Mais les requêtes des requérants, un Libyen, un Algérien et un Chinois Ouïgour, ont été déboutées le 10 novembre. Leur représentant à Berne, Dominik Heinzer, s’apprête, avec le soutien d’Amnesty International (AI), à déposer un recours auprès du Tribunal fédéral. AI a invité cette semaine en Suisse les avocates étasuniennes des détenus pour témoigner des conditions de vie à Guantanamo.
Innocent maintenu en isolement
Depuis janvier 2002, des centaines de combattants ennemis ont été incarcérés illégalement et torturés sur l’île cubaine. Plus de 250 personnes y sont toujours en captivité. Cinquante de ces détenus – dont les trois requérants pour la Suisse – n’ont aucune charge contre eux, mais attendent en prison de trouver une terre d’asile.
«Leurs conditions de détention sont très dures», affirme Gitanjali Gutierrez. L’avocate américaine arrive tout juste de l’île où elle a rencontré son client libyen Abdul Ra’uf al Quassim. «Bien que reconnus innocents, ils continuent d’être maintenus en isolement dans des cellules sans fenêtres. Leurs sorties se limitent à une petite cour couverte d’où ils peuvent voir un bout de ciel en levant la tête.»
Un vent d’espoir
L’élection de Barak Obama aux Etats Unis devrait apporter un vent d’espoir. Le futur président s’est engagé à mettre un terme aux détentions illégales à Guantanamo. «Pour 80% des prisonniers, cela signifie la liberté. Pour les 20% restant, cette nouvelle est terrifiante, poursuit l’avocate. Car il y a de fortes chances qu’ils soient renvoyés chez eux où ils risquent d’être torturés dans des lieux secrets.» Et de citer l’exemple de son client libyen qui préfère rester à Guantanamo plutôt que d’être rapatrié dans son pays.

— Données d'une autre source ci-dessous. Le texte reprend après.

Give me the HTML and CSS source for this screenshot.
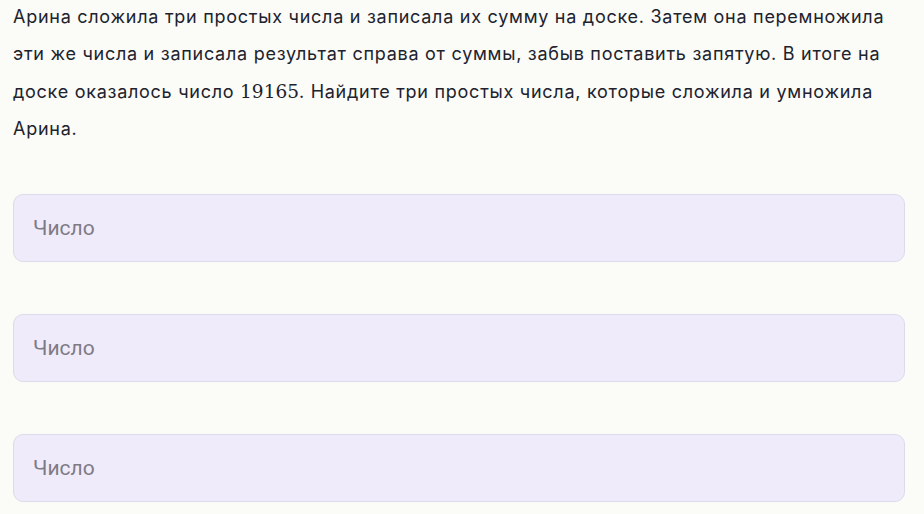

De son côté, Dominik Heinzer n’est pas satisfait des arguments avancés par l’office des migrations.
«Tout en reconnaissant que les prisonniers risquent bel et bien d’être persécutés s’ils sont renvoyés chez eux, l’ODM estime que ces personnes n’ont pas besoin de la protection de la Suisse car elles ne sont pas menacées de renvoi dans leur pays d’origine, explique-t-il. Pourtant, il y a eu des précédents: des détenus ont été refoulés en Libye où ils se trouvent maintenant en détention arbitraire dans des lieux secrets. Il y a aussi des Russes qui ont été refoulés et torturés et des Algériens qui ont disparu à leur retour. Dans la majorité de ces cas, leurs pays d’origine avaient donné des assurances diplomatiques, mais celles-ci n’ont pas été respectées.»
Et le juriste bernois de rappeler que la Suisse et l’Espagne sont les seuls pays d’Europe qui acceptent de traiter les demandes d’asile déposées, via l’ambassade ou un avocat, par des personnes se trouvant à l’étranger.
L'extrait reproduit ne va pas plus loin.